(Code that builds pages)
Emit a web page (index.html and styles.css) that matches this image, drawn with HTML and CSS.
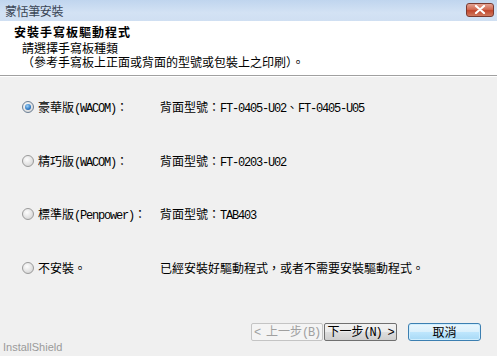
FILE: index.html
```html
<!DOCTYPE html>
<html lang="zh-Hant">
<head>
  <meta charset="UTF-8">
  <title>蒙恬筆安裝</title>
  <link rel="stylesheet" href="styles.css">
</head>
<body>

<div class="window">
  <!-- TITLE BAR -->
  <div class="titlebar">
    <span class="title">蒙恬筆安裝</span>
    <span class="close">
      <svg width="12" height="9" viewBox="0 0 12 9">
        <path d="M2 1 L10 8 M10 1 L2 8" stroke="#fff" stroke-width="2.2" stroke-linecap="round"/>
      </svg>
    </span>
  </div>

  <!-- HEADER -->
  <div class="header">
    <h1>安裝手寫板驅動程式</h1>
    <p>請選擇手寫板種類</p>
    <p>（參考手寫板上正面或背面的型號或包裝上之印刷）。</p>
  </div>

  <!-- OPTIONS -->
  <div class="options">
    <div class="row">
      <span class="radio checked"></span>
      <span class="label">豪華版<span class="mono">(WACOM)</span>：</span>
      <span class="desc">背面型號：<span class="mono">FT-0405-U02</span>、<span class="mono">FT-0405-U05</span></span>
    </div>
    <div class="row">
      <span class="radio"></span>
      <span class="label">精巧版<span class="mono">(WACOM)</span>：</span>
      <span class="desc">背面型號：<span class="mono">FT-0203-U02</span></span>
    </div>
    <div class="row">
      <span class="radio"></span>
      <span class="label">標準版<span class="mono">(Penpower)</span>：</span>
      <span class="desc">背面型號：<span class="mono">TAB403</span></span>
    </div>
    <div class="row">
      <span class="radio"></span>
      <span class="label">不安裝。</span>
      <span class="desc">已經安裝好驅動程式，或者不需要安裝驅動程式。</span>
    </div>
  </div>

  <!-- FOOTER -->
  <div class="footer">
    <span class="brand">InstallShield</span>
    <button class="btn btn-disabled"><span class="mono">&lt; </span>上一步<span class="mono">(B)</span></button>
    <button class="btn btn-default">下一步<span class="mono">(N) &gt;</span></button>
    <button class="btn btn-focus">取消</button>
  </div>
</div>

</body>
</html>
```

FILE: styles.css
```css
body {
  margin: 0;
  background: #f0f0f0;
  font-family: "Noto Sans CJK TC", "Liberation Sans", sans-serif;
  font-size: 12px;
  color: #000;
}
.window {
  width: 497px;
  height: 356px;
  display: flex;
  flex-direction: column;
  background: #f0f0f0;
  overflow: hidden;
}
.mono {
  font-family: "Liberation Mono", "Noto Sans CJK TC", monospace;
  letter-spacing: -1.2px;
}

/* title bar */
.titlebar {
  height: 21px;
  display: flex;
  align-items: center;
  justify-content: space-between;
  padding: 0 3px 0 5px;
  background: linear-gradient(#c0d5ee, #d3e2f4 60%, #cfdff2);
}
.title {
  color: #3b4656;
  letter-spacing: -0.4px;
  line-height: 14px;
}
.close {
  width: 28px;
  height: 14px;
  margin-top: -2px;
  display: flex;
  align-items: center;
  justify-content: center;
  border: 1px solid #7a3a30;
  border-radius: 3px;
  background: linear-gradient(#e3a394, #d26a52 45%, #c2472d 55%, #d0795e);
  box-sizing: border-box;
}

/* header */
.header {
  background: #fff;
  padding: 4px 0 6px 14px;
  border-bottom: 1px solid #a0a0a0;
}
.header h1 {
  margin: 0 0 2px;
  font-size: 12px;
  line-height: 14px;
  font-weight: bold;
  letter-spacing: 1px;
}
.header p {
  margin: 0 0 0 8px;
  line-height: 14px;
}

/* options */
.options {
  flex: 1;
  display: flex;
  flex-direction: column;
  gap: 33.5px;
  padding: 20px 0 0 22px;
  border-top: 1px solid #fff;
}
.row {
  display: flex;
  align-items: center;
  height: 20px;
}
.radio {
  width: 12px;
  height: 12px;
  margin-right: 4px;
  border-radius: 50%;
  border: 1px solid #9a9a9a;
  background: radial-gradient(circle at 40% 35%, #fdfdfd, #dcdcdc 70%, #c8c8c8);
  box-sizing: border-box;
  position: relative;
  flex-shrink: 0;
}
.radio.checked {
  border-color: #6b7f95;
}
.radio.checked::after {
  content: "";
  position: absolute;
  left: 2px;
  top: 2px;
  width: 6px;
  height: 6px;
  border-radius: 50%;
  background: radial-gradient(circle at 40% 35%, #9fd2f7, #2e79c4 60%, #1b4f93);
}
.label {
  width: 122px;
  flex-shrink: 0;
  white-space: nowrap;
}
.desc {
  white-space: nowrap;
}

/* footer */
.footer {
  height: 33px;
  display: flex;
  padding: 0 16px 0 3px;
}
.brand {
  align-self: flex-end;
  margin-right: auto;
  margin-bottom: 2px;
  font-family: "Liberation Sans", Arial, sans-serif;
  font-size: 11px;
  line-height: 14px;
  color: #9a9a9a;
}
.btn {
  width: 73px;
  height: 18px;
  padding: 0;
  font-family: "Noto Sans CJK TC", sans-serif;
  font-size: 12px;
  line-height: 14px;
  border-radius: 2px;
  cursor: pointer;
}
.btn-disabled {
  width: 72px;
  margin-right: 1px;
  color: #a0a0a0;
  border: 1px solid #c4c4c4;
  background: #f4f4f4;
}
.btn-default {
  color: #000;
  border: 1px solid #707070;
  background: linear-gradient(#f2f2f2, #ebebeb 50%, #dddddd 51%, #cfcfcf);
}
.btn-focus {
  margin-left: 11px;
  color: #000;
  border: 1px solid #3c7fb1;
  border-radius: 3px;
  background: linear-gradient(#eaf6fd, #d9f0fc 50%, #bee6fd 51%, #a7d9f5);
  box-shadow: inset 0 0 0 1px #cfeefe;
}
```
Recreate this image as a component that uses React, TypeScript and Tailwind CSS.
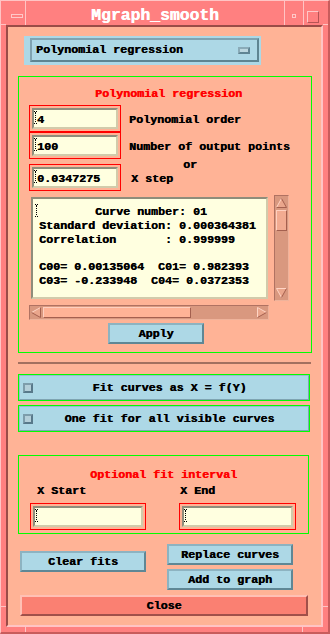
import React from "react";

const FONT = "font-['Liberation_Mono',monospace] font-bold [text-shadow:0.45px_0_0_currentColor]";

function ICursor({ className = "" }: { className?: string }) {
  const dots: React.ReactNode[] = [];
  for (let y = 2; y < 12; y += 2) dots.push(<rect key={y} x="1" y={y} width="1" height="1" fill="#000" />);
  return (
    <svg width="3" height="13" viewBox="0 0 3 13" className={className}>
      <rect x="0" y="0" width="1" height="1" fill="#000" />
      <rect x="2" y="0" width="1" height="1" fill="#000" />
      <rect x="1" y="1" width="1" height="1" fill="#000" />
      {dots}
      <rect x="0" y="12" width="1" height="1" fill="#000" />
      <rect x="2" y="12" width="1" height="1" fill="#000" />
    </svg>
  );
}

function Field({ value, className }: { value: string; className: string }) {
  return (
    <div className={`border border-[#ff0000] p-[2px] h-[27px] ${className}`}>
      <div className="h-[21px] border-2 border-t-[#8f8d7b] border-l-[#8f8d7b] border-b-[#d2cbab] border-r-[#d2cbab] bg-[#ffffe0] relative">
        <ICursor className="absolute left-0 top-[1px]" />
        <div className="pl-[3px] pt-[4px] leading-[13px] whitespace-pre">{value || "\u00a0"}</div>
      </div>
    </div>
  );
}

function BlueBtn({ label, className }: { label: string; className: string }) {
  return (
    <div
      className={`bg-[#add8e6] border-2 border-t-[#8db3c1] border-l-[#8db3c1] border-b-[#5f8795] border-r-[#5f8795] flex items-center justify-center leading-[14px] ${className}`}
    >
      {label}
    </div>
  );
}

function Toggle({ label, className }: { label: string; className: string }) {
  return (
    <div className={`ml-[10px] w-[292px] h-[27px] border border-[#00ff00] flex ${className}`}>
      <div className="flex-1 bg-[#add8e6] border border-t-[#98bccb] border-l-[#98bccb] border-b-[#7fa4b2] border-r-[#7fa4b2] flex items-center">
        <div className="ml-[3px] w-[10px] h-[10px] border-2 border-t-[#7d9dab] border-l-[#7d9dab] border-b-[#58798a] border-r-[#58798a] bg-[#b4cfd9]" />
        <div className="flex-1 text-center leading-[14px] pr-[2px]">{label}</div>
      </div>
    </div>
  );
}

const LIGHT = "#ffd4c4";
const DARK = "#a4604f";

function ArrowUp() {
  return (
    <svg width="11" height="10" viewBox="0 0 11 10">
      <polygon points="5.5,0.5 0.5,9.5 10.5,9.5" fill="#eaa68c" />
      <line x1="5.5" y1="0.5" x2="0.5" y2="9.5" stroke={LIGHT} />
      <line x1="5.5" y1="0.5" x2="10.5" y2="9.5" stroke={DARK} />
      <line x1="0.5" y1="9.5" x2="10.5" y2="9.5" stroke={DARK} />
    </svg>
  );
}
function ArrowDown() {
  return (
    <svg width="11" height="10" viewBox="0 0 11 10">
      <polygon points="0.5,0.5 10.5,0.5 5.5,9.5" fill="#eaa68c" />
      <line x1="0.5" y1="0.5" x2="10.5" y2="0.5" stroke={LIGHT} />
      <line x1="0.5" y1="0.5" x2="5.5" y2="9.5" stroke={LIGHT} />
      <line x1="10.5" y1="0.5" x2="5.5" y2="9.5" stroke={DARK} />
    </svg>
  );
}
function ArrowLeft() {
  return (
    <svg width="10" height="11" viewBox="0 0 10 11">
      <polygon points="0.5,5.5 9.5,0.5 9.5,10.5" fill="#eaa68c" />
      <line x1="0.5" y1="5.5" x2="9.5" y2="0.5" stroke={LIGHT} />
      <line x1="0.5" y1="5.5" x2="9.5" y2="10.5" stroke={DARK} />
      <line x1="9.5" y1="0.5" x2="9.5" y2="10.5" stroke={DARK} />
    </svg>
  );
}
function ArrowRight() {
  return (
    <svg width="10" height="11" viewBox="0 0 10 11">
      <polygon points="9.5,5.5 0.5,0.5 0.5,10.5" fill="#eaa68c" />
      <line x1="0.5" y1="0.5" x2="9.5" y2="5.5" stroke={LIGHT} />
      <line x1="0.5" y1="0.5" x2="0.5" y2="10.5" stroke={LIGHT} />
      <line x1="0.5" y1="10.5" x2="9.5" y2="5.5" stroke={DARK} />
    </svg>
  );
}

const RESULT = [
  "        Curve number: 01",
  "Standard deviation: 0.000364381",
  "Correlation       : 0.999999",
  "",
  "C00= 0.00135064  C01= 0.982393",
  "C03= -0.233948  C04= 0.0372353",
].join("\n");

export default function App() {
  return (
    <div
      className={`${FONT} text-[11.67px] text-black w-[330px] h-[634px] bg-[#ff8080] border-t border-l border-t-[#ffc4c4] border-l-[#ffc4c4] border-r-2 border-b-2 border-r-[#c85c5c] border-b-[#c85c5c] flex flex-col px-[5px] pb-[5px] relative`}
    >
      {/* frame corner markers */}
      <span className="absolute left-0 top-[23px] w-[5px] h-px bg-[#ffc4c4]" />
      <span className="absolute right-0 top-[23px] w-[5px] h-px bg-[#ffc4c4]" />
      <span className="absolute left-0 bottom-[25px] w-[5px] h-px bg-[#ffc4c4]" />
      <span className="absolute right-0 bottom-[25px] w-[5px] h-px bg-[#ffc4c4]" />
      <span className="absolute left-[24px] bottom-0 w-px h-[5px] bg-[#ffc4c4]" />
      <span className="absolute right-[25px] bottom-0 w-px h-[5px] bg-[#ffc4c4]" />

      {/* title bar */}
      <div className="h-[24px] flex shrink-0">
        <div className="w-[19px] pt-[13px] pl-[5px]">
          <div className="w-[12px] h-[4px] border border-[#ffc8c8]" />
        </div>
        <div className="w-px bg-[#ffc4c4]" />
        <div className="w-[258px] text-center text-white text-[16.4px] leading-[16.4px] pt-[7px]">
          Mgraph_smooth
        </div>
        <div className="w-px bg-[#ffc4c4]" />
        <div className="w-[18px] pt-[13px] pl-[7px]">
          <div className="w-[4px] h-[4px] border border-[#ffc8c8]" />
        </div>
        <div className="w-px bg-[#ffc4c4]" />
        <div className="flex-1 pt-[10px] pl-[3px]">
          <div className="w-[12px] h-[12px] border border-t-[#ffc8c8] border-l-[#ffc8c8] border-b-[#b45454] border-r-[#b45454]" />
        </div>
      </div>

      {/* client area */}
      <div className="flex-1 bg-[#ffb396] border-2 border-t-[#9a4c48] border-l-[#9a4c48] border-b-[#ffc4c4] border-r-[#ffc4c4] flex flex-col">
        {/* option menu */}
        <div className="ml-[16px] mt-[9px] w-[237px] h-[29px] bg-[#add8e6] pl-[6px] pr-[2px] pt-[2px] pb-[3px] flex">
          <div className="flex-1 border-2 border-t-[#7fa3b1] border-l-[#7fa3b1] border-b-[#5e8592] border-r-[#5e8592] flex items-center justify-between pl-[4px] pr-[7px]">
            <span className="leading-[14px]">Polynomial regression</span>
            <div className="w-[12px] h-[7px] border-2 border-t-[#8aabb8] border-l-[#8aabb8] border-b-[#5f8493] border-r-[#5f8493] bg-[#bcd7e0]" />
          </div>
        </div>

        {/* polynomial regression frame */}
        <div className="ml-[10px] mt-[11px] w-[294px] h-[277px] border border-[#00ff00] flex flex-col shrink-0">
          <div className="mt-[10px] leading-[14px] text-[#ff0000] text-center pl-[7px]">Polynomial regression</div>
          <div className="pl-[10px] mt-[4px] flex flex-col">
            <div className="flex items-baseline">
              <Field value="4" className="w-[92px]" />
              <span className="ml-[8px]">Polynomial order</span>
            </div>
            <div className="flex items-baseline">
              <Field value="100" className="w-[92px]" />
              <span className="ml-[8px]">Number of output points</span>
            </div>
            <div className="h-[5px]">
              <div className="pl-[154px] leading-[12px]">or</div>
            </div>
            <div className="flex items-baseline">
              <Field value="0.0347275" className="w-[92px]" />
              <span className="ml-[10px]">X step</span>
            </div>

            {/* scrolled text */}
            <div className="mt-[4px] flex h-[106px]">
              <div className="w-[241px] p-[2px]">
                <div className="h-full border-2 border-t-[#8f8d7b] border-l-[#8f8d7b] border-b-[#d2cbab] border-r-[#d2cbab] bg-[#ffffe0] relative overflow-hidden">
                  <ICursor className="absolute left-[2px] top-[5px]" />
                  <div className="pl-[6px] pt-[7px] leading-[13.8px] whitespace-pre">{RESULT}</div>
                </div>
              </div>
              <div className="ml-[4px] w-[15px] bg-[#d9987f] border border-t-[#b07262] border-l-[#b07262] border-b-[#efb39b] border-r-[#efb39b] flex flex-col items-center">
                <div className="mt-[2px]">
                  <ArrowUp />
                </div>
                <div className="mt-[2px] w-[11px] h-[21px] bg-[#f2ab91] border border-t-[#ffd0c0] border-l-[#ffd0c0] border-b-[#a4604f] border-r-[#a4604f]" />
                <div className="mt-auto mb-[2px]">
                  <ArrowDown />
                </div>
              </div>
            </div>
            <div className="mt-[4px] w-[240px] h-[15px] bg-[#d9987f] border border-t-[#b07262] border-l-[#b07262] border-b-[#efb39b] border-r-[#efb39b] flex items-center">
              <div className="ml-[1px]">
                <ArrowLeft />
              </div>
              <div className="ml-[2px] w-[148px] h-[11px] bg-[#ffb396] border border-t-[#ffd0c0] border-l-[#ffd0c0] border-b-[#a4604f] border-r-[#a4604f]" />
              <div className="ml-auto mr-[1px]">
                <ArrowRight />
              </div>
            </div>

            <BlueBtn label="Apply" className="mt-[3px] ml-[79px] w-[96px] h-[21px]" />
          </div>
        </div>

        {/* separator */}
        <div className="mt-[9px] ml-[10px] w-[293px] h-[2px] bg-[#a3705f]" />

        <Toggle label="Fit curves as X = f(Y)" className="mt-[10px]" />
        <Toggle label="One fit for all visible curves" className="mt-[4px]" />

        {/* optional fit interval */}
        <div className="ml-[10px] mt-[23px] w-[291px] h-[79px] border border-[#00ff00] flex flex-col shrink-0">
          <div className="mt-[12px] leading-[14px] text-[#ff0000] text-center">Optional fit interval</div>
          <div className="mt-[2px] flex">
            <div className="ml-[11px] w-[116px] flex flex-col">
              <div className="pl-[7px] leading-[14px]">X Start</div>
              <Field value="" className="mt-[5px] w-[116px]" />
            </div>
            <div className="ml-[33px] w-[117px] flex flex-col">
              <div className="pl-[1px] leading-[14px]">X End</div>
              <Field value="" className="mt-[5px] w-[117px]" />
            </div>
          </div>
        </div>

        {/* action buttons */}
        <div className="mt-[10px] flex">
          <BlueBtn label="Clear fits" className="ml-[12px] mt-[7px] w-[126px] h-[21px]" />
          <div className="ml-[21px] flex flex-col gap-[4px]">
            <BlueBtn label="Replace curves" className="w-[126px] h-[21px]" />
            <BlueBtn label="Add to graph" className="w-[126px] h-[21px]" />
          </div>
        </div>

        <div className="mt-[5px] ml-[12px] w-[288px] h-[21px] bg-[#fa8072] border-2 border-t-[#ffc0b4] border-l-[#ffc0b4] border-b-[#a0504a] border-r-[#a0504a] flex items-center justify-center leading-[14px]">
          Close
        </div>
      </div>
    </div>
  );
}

WHAT THE TASK REQUIRES: Check each line of the records above for "styles", and copy those that have it.

RIGHT ANSWER:
Emit a web page (index.html and styles.css) that matches this image, drawn with HTML and CSS.
  <link rel="stylesheet" href="styles.css">
FILE: styles.css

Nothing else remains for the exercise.